= Citizens Advice outside the United Kingdom =

Citizens advice organisations based upon the United Kingdom advice charity can be found in Spain, Gibraltar, New Zealand, Australia and the Channel Islands.

Organisations based on the British Citizens Advice charity exist in a number of jurisdictions outside the United Kingdom. Although none of these organisations is controlled by the British charity, they adopt the branding and identity of Citizens Advice to varying degrees.

Some are members of Citizens Advice International, an umbrella organisation created in 2004 to "represent the interests of independent free advice-giving organisations around the world". It has 12 members. However, the membership of Citizens Advice International also includes other national advice organisations totally unrelated to the British Citizens Advice.

==Australia==
There are citizens advice bureaus in a number of places in Australia.

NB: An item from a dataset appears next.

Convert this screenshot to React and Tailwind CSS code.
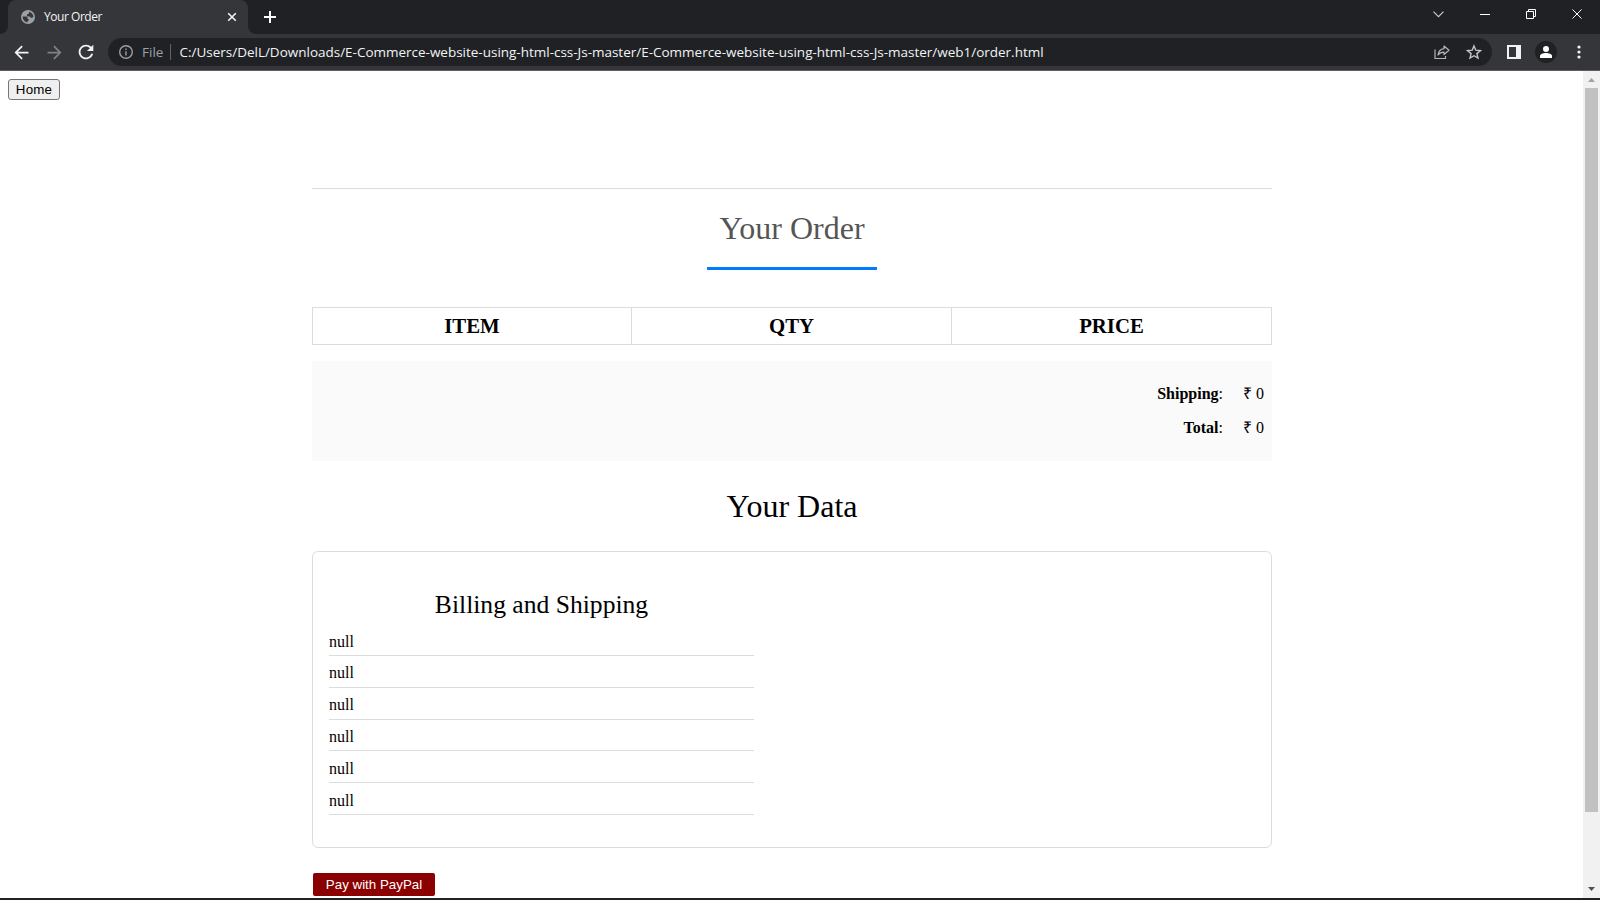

In the state of Victoria they are now generally referred to as "community information and support services" rather than "Citizens Advice". Their umbrella and peak body is Community Information & Support Victoria (CISVic). Local centres are located at:

- Altona North
- Bendigo
- Boronia
- Box Hill
- Camberwell
- Chelsea
- Cobram
- Coburg
- Cranbourne
- Croydon
- Doncaster
- Epping
- Essendon
- Frankston
- Glen Huntly
- Greensborough
- Hampton East
- Hastings
- Laverton
- Lilydale
- Mentone
- Mornington
- Mt Waverly
- Narre Warren
- Oakleigh
- Port Melbourne
- Prahran
- Preston
- Ringwood
- Rosebud
- South Melbourne
- Springvale
- St Kilda
- Warrandyte
- West Heidelberg

In Western Australia there are the following CABs. There are currently 10 branches located at:
- Armadale
- Bunbury
- Busselton
- Fremantle
- Joondalup
- Kwinana
- Mandurah
- Midland
- Perth
- Rockingham

In Queensland there are Citizen Advice Bureaus in:
- Brisbane
- Gold Coast

The South Australian CAB is in Adelaide.

Legal Aid and free legal services to some extent augment Citizen Advice Bureaus in Australia.

==Channel Islands==
The Channel Islands have citizens advice bureaux in Jersey and Gurnsey.

==Gibraltar==
The British territory of Gibraltar has a citizens advice bureau.

==Ireland==

In Ireland they are at Ballina.

==New Zealand==

The logo of CAB NZ

==Spain==
A Spanish citizens advice organisation exists largely serving the British expat community in Spain. CAB Spain asks for voluntary donations through their website for anyone who wishes to support them with funding. All advice by telephone, email, Facebook or at the legal clinics is free. All the information provided on the website for guidance and information is free. CAB Spain, is however, not affiliated in any way with CAB in the UK, which is a registered UK charity and therefore totally free, unlike CAB Spain which does not receive any funding so self-funding.